I have yet to figure out how to not blow texture budgets, but until I do, for anyone who wants a full-float texture environment, let me know and I can give you a patch.  Just keep in mind the impact it has on RAM usage; you may have to switch to CPU rendering depending on your scene.

Sunday, January 15, 2012

Environment Importance Sampling

I submitted a patch for environment importance sampling (and multiple importance sampling too) that should help reduce noise in scenes with any sort of complex environment them.  It treats the environment as a light so that it participates in the direct lighting machinery, and it also adds an importance map to know where the bright spots on the image are, and favor those.
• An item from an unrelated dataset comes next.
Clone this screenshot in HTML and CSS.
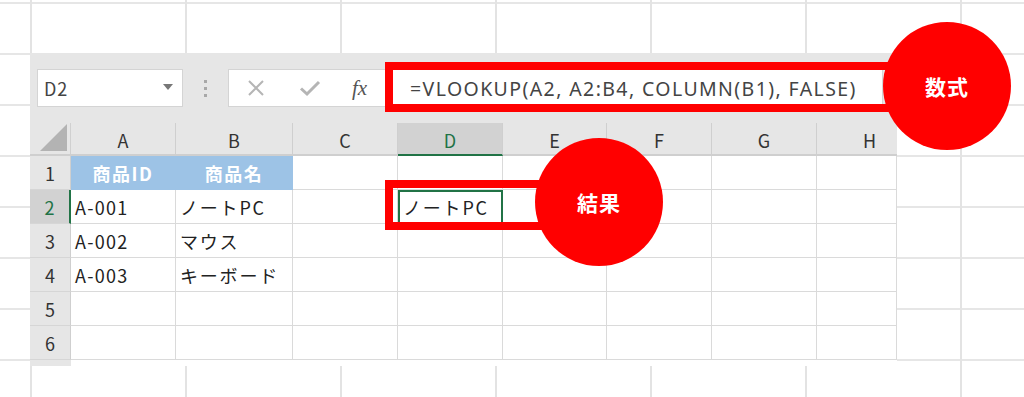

Here is a scene with the Grace Cathedral light probe as the environment, before and after.  Click each image to get a full size, as you will see the noise better.  This first set has 1000 paths/pixel, and the difference is noticeable:

Before - no environment light
After - with environment light


Even more dramatic is to see it with fewer paths/pixel.  Here is the same, but with 100 paths/pixel:

Before - no environment light (100 paths/pixel)

After - with environment light (100 paths/pixel)

In order to ensure I had this right, I used a debug environment map that looks like this:


I just placed a sphere with smoothed normals in the scene, and ran with 400 paths/pixel.  The difference is pretty striking:

Before - no environment light (debug scene, 400 paths/pixel)

After - with environment light (debug scene, 400 paths/pixel)


It took longer than expected because I was learning my way around the codebase, and there were a couple of noise issues that are subtle and hard to catch if you don't know to look for them.  It didn't seem right, so I kept digging, and when I finally found the code that was wrong (one line of it!) everything fell into place and it looked great.